Background: the aims of resource allocation systems

Resource allocations systems (RASs) are computer algorithms used by local authorities to produce an ‘indicative amount’ for a personal budget, which service users and care practitioners may use to start planning their support. Most RASs work by allocating a point score to a person’s responses on a needs questionnaire, and then converting that – using some algorithm – to a cash value. Some simplified RASs, called ‘ready reckoners’, require local authority staff to estimate how many hours of support per week they believe a person would need, and multiply this by an assumed unit cost of that care to arrive at a cash value.

It was hoped, when RASs were developed, that they would lead to a more fair, transparent and equitable distribution of resources in social care: more fair, because it was hoped that these algorithms would be less subjective than individual professional judgement (Duffy, 2005a); more transparent because they would make visible ‘decision making processes that would otherwise be hidden’ (Henwood and Hudson, 2007, p iii; see also Tyson, 2009; ADASS, 2010); and more equitable because they would eliminate institutionalised inequalities between different client groups with equivalent needs (Henwood and Hudson, 2007; EHRC, 2010).

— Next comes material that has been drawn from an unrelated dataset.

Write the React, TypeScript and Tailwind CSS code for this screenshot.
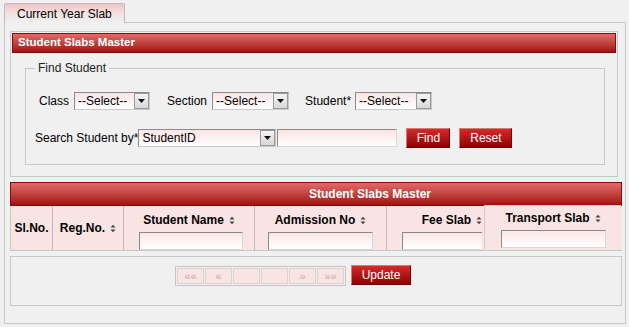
import React from 'react'

function SortIcon() {
  return (
    <svg width="6" height="9" viewBox="0 0 6 9" className="ml-[5px] inline-block">
      <path d="M0.5 3.5 L3 0.8 L5.5 3.5 Z" fill="#444" />
      <path d="M0.5 5.5 L3 8.2 L5.5 5.5 Z" fill="#444" />
    </svg>
  )
}

function Select({ width, label }: { width: string; label: string }) {
  return (
    <div className={`${width} h-[18px] flex border border-[#8a8a8a] border-r-[#c9c9c9] border-b-[#c9c9c9] bg-gradient-to-b from-[#fbe4e4] to-white`}>
      <div className="flex-1 pl-[3px] leading-[16px] text-[12px] text-black">{label}</div>
      <div className="w-[15px] h-full border border-[#9a9a9a] bg-gradient-to-b from-[#f4f4f4] to-[#d8d8d8] flex items-center justify-center">
        <svg width="7" height="4" viewBox="0 0 7 4">
          <path d="M0 0 L7 0 L3.5 4 Z" fill="#111" />
        </svg>
      </div>
    </div>
  )
}

function RedButton({ children, width }: { children: React.ReactNode; width: string }) {
  return (
    <div className={`${width} h-[20px] flex items-center justify-center border border-[#7a0000] border-t-[#d67a7a] border-l-[#d67a7a] bg-gradient-to-b from-[#d42a2a] to-[#8e0000] text-white text-[12px]`}>
      {children}
    </div>
  )
}

function FilterInput({ width }: { width: string }) {
  return (
    <div className={`${width} h-[18px] border border-[#8a8a8a] border-r-[#d8d8d8] border-b-[#d8d8d8] bg-gradient-to-b from-[#fbe6e6] to-white`} />
  )
}

export default function App() {
  return (
    <div className="w-[629px] h-[327px] bg-[#f0f0f0] pl-[4px] pt-[3px] font-['Liberation_Sans',Arial,sans-serif] text-[12px] text-black overflow-hidden">
      {/* tab */}
      <div className="relative z-10 -mb-px w-[121px] h-[20px] border border-b-0 border-[#bcbcbc] rounded-t-[2px] bg-gradient-to-b from-[#f2c4c4] via-[#f2e2e2] to-[#f0f0f0] flex items-center pl-[12px]">
        Current Year Slab
      </div>

      <div className="w-[622px] h-[302px] border border-[#c8c8c8] pl-[5px] pt-[8px]">
        {/* find section */}
        <div className="w-[608px] h-[146px] border border-[#c8c8c8] p-[1px]">
          <div className="h-[20px] border border-[#8c0a0a] bg-gradient-to-b from-[#e06a6a] to-[#a10e0e] text-white font-bold text-[11.5px] pl-[5px] flex items-center">
            Student Slabs Master
          </div>

          <fieldset className="mt-[8px] ml-[13px] w-[580px] h-[104px] border border-[#c8c8c8]">
            <legend className="ml-[9px] px-[3px] leading-[14px] text-[12px] text-[#222]">Find Student</legend>

            <div className="mt-[17px] pl-[13px] flex items-center h-[18px]">
              <span>Class</span>
              <div className="ml-[5px]"><Select width="w-[76px]" label="--Select--" /></div>
              <span className="ml-[17px]">Section</span>
              <div className="ml-[5px]"><Select width="w-[77px]" label="--Select--" /></div>
              <span className="ml-[16px]">Student*</span>
              <div className="ml-[4px]"><Select width="w-[77px]" label="--Select--" /></div>
            </div>

            <div className="mt-[18px] pl-[9px] flex items-center h-[20px]">
              <span>Search Student by*</span>
              <Select width="w-[138px]" label="StudentID" />
              <div className="ml-[1px] w-[120px] h-[18px] border border-[#8a8a8a] border-r-[#d8d8d8] border-b-[#d8d8d8] bg-gradient-to-b from-[#fbe4e4] to-white" />
              <div className="ml-[9px]"><RedButton width="w-[44px]">Find</RedButton></div>
              <div className="ml-[9px]"><RedButton width="w-[53px]">Reset</RedButton></div>
            </div>
          </fieldset>
        </div>

        {/* grid */}
        <div className="mt-[5px] w-[612px]">
          <div className="h-[24px] border border-[#8c0a0a] bg-gradient-to-b from-[#e06a6a] to-[#a10e0e] text-white font-bold text-[12px] pl-[298px] flex items-center">
            Student Slabs Master
          </div>
          <div className="h-[45px] flex border-l border-b border-[#c8c8c8] bg-[#f9e4e4] font-bold text-[12px]">
            <div className="w-[42px] border-r border-[#c8b4b4] flex items-center justify-center">Sl.No.</div>
            <div className="w-[71px] border-r border-[#c8b4b4] flex items-center justify-center">
              Reg.No.<SortIcon />
            </div>
            <div className="w-[131px] border-r border-[#c8b4b4] flex flex-col items-center pt-[5px]">
              <div className="flex items-center">Student Name<SortIcon /></div>
              <div className="mt-[3px] ml-[4px]"><FilterInput width="w-[104px]" /></div>
            </div>
            <div className="w-[132px] border-r border-[#c8b4b4] flex flex-col items-center pt-[5px]">
              <div className="flex items-center">Admission No<SortIcon /></div>
              <div className="mt-[3px]"><FilterInput width="w-[105px]" /></div>
            </div>
            <div className="w-[97px] flex flex-col items-end pt-[5px] pr-[2px] overflow-hidden">
              <div className="flex items-center">Fee Slab<SortIcon /></div>
              <div className="mt-[3px] w-[80px] overflow-hidden"><FilterInput width="w-[105px]" /></div>
            </div>
            <div className="relative -mt-[1px] w-[137px] h-[44px] border-l border-t border-[#d8c8c8] bg-[#f9e4e4] flex flex-col items-center pt-[3px]">
              <div className="flex items-center">Transport Slab<SortIcon /></div>
              <div className="mt-[3px]"><FilterInput width="w-[105px]" /></div>
            </div>
          </div>

          {/* pager */}
          <div className="mt-[5px] h-[50px] border border-[#c8c8c8] pl-[164px] pt-[8px] flex items-start">
            <div className="flex gap-[1px] border border-[#c4c4c4] p-[1px] mt-[1px]">
              {['««', '«', '', '', '»', '»»'].map((t, i) => (
                <div
                  key={i}
                  className="w-[27px] h-[16px] border border-[#dcd0d0] bg-[#f9e4e4] flex items-center justify-center text-[11px] text-[#c8a8a8]"
                >
                  {t}
                </div>
              ))}
            </div>
            <div className="ml-[5px]"><RedButton width="w-[60px]">Update</RedButton></div>
          </div>
        </div>
      </div>
    </div>
  )
}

By providing service users with a personal budget, rather than a care plan devised by professionals, it was hoped that service users would be ‘empowered’ to take control of their own care and support. By reducing the emphasis on professional assessment, and offering service users greater opportunities to plan their own care, it was envisaged that they would also reduce bureaucracy in adult social care. These are all laudable goals, yet growing evidence suggests that RASs are not operating in any of the ways anticipated by those who promoted them. This can, in part, be understood by looking at the discrepancy between what the law requires of local authority care service provision and how RASs work in practice. This chapter first considers the law, and then looks at empirical evidence about how RASs operate.

The legal status of RASs

As Clements (2008) has noted, RASs are creatures of policy not law; they are not referenced in any existing community care legislation.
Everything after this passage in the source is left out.